■ Stated goal ■
Scan the data below and pick out the lines containing the word "index".
——————
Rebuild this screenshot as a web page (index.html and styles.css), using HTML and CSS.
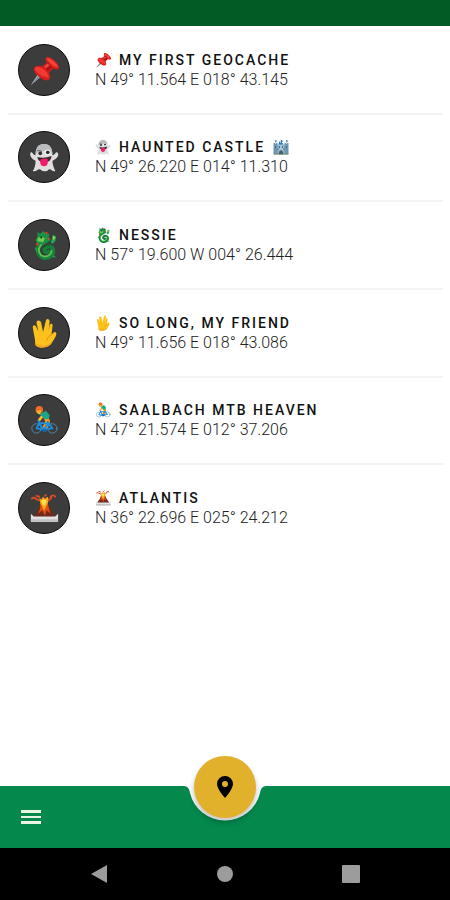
FILE: index.html
```html
<!DOCTYPE html>
<html lang="en">
<head>
<meta charset="utf-8">
<meta name="viewport" content="width=device-width, initial-scale=1">
<title>Geocaches</title>
<link rel="stylesheet" href="styles.css">
</head>
<body>
<svg class="sprite" aria-hidden="true">
    <symbol id="pin" viewBox="0 0 32 32">
        <path d="M10 20L13 23L2 32Z" fill="#b9c1c6"/>
        <path d="M11 21L13 23L2 32Z" fill="#7e888e"/>
        <path d="M5 15C6 11 11 11 14 12L19 8C17 5 17 2 20 2C24 2 32 9 32 13C32 16 29 16 26 14L21 19C23 22 23 26 20 27C15 28 5 20 5 15Z" fill="#d81f1c"/>
        <path d="M19 3C22 3 30 9 31 13C28 14 20 8 19 3Z" fill="#f4443a"/>
        <path d="M6 14C8 12 12 13 15 15C18 17 21 21 21 24C16 24 7 19 6 14Z" fill="#f03a32"/>
        <path d="M15 12L20 8L25 13L20 18C19 15 17 13 15 12Z" fill="#b31217"/>
        <path d="M16 12L20 9L22 11L18 14Z" fill="#ee4a40"/>
    </symbol>
    <symbol id="ghost" viewBox="0 0 32 32">
        <path d="M16 2C22 2 25 6 25 14C28 14 28 10 30 11C33 13 30 18 25 20C25 25 27 28 28 31C25 32 24 29 22 29C20 29 20 32 17 31C14 32 13 29 11 29C9 29 8 32 4 31C6 28 7 25 7 20C2 18 0 13 2 11C4 10 4 14 7 14C7 6 10 2 16 2Z" fill="#dedede"/>
        <path d="M16 2C22 2 25 6 25 13C21 8 12 8 7 13C7 6 10 2 16 2Z" fill="#b9bcbe"/>
        <ellipse cx="12" cy="12" rx="2" ry="2" fill="#303030"/>
        <ellipse cx="20" cy="11" rx="3" ry="3" fill="#fff"/>
        <circle cx="20" cy="11" r="2" fill="#303030"/>
        <path d="M9 9L14 10" stroke="#555" stroke-width="1"/>
        <path d="M9 16Q16 18 24 15C24 19 21 22 16 22C12 22 9 19 9 16Z" fill="#3b2830"/>
        <path d="M12 19Q16 17 20 18V22C20 27 12 27 12 22Z" fill="#f01d6e"/>
    </symbol>
    <symbol id="dragon" viewBox="0 0 32 32">
        <path d="M14 14C8 17 8 24 12 28C16 32 25 30 26 23C26 17 20 16 17 20C15 23 19 25 21 23" fill="none" stroke="#16803a" stroke-width="4" stroke-linecap="round"/>
        <path d="M14 15C9 19 10 24 13 27C17 30 24 27 24 22" fill="none" stroke="#57c24f" stroke-width="2" stroke-linecap="round"/>
        <path d="M9 7L9 2L12 4L15 1L18 4L22 4L21 8L23 11L20 13L15 16L9 14L7 11Z" fill="#159447"/>
        <path d="M9 9Q13 6 17 9L15 13L9 12Z" fill="#72c94d"/>
        <path d="M16 3L20 2L19 5ZM20 8L23 9L20 11ZM8 13L11 15L8 17Z" fill="#e3422e"/>
        <circle cx="13" cy="8" r="1" fill="#1d2b17"/>
        <path d="M23 13L25 8L26 5L29 7L28 12L25 15ZM9 20L6 18L8 24ZM26 27L29 29L25 29Z" fill="#23a351"/>
        <path d="M25 6L28 8L26 11Z" fill="#a2d860"/>
        <path d="M14 19L20 16L22 18" fill="none" stroke="#0c5c2a" stroke-width="1"/>
    </symbol>
    <symbol id="vulcan" viewBox="0 0 32 32">
        <path d="M6 21L4 10C4 7 7 7 8 10L10 14L8 5C8 2 12 2 13 5L15 15L18 3C19 0 22 1 22 4L21 13L22 8C23 5 26 6 25 9L24 18C26 15 28 14 29 16C30 18 26 24 24 27C21 32 10 33 7 29C6 26 7 24 6 21Z" fill="#fcc21b"/>
        <path d="M24 18Q20 19 19 24" fill="none" stroke="#e48c15" stroke-width="1" stroke-linecap="round"/>
        <path d="M7 27C12 31 20 30 25 25C22 33 10 33 7 29Z" fill="#f5a51c"/>
    </symbol>
    <symbol id="cyclist" viewBox="0 0 32 32">
        <g fill="none" stroke-linecap="round" stroke-linejoin="round">
            <circle cx="8" cy="25" r="5" stroke="#4f8db0" stroke-width="1"/>
            <circle cx="25" cy="25" r="5" stroke="#4f8db0" stroke-width="1"/>
            <path d="M18 13L20 18L17 24" stroke="#f79a1d" stroke-width="5"/>
            <path d="M14 12L11 16" stroke="#fbb52e" stroke-width="3"/>
            <path d="M8 25L11 19L21 20L15 26ZM20 18L25 25L16 26M10 17L15 26" stroke="#1c8ce0" stroke-width="2"/>
            <path d="M15 27H18" stroke="#1769aa" stroke-width="3"/>
        </g>
        <path d="M11 10L18 6L22 11L21 15L16 15L14 12Z" fill="#19a887"/>
        <circle cx="11" cy="5" r="4" fill="#ef6c22"/>
        <path d="M8 6L13 5L12 10L9 9Z" fill="#fbb02a"/>
    </symbol>
    <symbol id="volcano" viewBox="0 0 32 32">
        <path d="M12 11L20 11L23 17L29 26H4L10 17Z" fill="#6f2a1e"/>
        <path d="M12 11L20 11L21 16L23 22L19 18L17 24L14 18L10 22L12 16Z" fill="#e2520f"/>
        <path d="M11 5L13 7L15 4L17 6L20 4L21 7L20 11L18 15L16 19L14 14L12 11Z" fill="#ffa71b"/>
        <path d="M13 8L16 7L19 8L17 13H15Z" fill="#ffe34c"/>
        <path d="M3 6Q5 4 7 6L11 8M8 3L11 4M17 3L18 2M21 8L24 5M23 4Q26 1 28 4" fill="none" stroke="#d94a25" stroke-width="2" stroke-linecap="round"/>
        <path d="M2 22L5 25H28L31 22V31H2Z" fill="#e2e2e2"/>
        <path d="M2 28H31V31H2Z" fill="#c2c2c2"/>
    </symbol>
    <symbol id="castle" viewBox="0 0 32 32">
        <path d="M2 11H30V31H2Z" fill="#8fb4cd"/>
        <path d="M1 8H4V10H6V8H9V30H1ZM23 8H26V10H28V8H31V30H23Z" fill="#6f95b0"/>
        <path d="M12 9H20V26H12Z" fill="#a5c6d9"/>
        <path d="M11 11L13 4L16 9L16 2L21 4L17 6L21 11ZM5 2L9 4L5 6ZM27 2L31 4L27 6Z" fill="#1679c9"/>
        <path d="M5 2V9M27 2V9M16 1V9" stroke="#4b7896" stroke-width="1"/>
        <path d="M4 14H6V18H4ZM26 14H28V18H26ZM12 14H14V18H12ZM18 14H20V18H18ZM9 19H11V22H9ZM21 19H23V22H21Z" fill="#426b87"/>
        <path d="M12 31V25Q16 20 20 25V31Z" fill="#4d5f6c"/>
        <path d="M1 29H12V31H1ZM20 29H31V31H20Z" fill="#6d8b6b"/>
    </symbol>
</svg>

<div class="screen">
    <header class="status-bar"></header>

    <main class="content">
        <ul class="cache-list">
            <li class="cache">
                <span class="avatar"><svg class="avatar-icon"><use href="#pin"/></svg></span>
                <div class="info">
                    <h2 class="name"><svg class="emoji"><use href="#pin"/></svg>MY FIRST GEOCACHE</h2>
                    <p class="coords">N 49° 11.564 E 018° 43.145</p>
                </div>
            </li>
            <li class="cache">
                <span class="avatar"><svg class="avatar-icon"><use href="#ghost"/></svg></span>
                <div class="info">
                    <h2 class="name"><svg class="emoji"><use href="#ghost"/></svg>HAUNTED CASTLE<svg class="emoji"><use href="#castle"/></svg></h2>
                    <p class="coords">N 49° 26.220 E 014° 11.310</p>
                </div>
            </li>
            <li class="cache">
                <span class="avatar"><svg class="avatar-icon"><use href="#dragon"/></svg></span>
                <div class="info">
                    <h2 class="name"><svg class="emoji"><use href="#dragon"/></svg>NESSIE</h2>
                    <p class="coords">N 57° 19.600 W 004° 26.444</p>
                </div>
            </li>
            <li class="cache">
                <span class="avatar"><svg class="avatar-icon"><use href="#vulcan"/></svg></span>
                <div class="info">
                    <h2 class="name"><svg class="emoji"><use href="#vulcan"/></svg>SO LONG, MY FRIEND</h2>
                    <p class="coords">N 49° 11.656 E 018° 43.086</p>
                </div>
            </li>
            <li class="cache">
                <span class="avatar"><svg class="avatar-icon"><use href="#cyclist"/></svg></span>
                <div class="info">
                    <h2 class="name"><svg class="emoji"><use href="#cyclist"/></svg>SAALBACH MTB HEAVEN</h2>
                    <p class="coords">N 47° 21.574 E 012° 37.206</p>
                </div>
            </li>
            <li class="cache">
                <span class="avatar"><svg class="avatar-icon"><use href="#volcano"/></svg></span>
                <div class="info">
                    <h2 class="name"><svg class="emoji"><use href="#volcano"/></svg>ATLANTIS</h2>
                    <p class="coords">N 36° 22.696 E 025° 24.212</p>
                </div>
            </li>
        </ul>
    </main>

    <footer class="app-bar">
        <div class="bar-side">
            <button class="menu-btn" type="button" aria-label="Menu">
                <svg width="20" height="14" viewBox="0 0 20 14"><path d="M0 0H20V3H0ZM0 6H20V8H0ZM0 11H20V14H0Z" fill="#e9f4e4"/></svg>
            </button>
        </div>
        <div class="bar-notch">
            <svg class="notch" viewBox="0 0 86 62"><path d="M0 0H2Q7 0 8 7A36 36 0 0 0 78 7Q79 0 84 0H86V62H0Z" fill="#04884c"/></svg>
            <button class="fab" type="button" aria-label="Add location">
                <svg width="16" height="22" viewBox="0 0 16 22"><path fill-rule="evenodd" d="M8 0A8 8 0 0 0 0 8C0 13 8 22 8 22S16 13 16 8A8 8 0 0 0 8 0ZM8 5A3 3 0 1 1 8 11A3 3 0 1 1 8 5Z" fill="#000"/></svg>
            </button>
        </div>
        <div class="bar-side"></div>
    </footer>

    <nav class="system-nav">
        <button class="nav-btn" type="button" aria-label="Back">
            <svg width="18" height="18" viewBox="0 0 18 18"><path d="M17 0V18L1 9Z" fill="#9c9c9c"/></svg>
        </button>
        <button class="nav-btn" type="button" aria-label="Home">
            <svg width="18" height="18" viewBox="0 0 18 18"><circle cx="9" cy="9" r="8" fill="#9c9c9c"/></svg>
        </button>
        <button class="nav-btn" type="button" aria-label="Recent apps">
            <svg width="18" height="18" viewBox="0 0 18 18"><rect width="18" height="18" rx="1" fill="#9c9c9c"/></svg>
        </button>
    </nav>
</div>
</body>
</html>
```
FILE: styles.css
```css
* {
    margin: 0;
    padding: 0;
    box-sizing: border-box;
}

body {
    background: #fff;
    font-family: Roboto, "Liberation Sans", sans-serif;
    color: #111;
}

button {
    border: none;
    background: none;
    cursor: pointer;
}

svg {
    display: block;
}

.sprite {
    position: absolute;
    width: 0;
    height: 0;
}

.screen {
    display: flex;
    flex-direction: column;
    min-height: 100vh;
}

.status-bar {
    height: 26px;
    background: #025a25;
}

.content {
    flex: 1;
    padding-top: 1px;
}

/* list */
.cache-list {
    display: grid;
    grid-auto-rows: 1fr;
    min-height: 526px;
    padding: 0 7px 0 8px;
    list-style: none;
}

.cache {
    display: flex;
    align-items: center;
    gap: 25px;
    padding-left: 10px;
    border-bottom: 2px solid #f3f3f3;
}

.cache:last-child {
    border-bottom-color: transparent;
}

.avatar {
    display: flex;
    align-items: center;
    justify-content: center;
    width: 52px;
    height: 52px;
    border: 1px solid #0c0c0c;
    border-radius: 50%;
    background: #3c3c3c;
}

.avatar-icon {
    width: 30px;
    height: 30px;
}

.name {
    display: flex;
    align-items: center;
    gap: 8px;
    font-size: 14px;
    font-weight: 500;
    line-height: 20px;
    letter-spacing: 2px;
}

.emoji {
    width: 16px;
    height: 16px;
}

.coords {
    font-size: 16px;
    font-weight: 300;
    line-height: 20px;
    color: #222;
}

/* bottom bar */
.app-bar {
    display: grid;
    grid-template-columns: 1fr 86px 1fr;
    height: 62px;
}

.bar-side {
    display: flex;
    align-items: center;
    padding-left: 21px;
    background: #04884c;
}

.bar-notch {
    position: relative;
}

.notch {
    width: 86px;
    height: 62px;
}

.fab {
    position: absolute;
    top: -30px;
    left: 12px;
    display: flex;
    align-items: center;
    justify-content: center;
    width: 62px;
    height: 62px;
    border-radius: 50%;
    background: #e2b12c;
    box-shadow: 0 4px 5px 1px rgba(0, 0, 0, 0.2);
}

.system-nav {
    display: flex;
    align-items: center;
    justify-content: space-between;
    height: 52px;
    padding: 0 90px;
    background: #000;
}
```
——————
■ Response to this exercise ■
Rebuild this screenshot as a web page (index.html and styles.css), using HTML and CSS.
FILE: index.html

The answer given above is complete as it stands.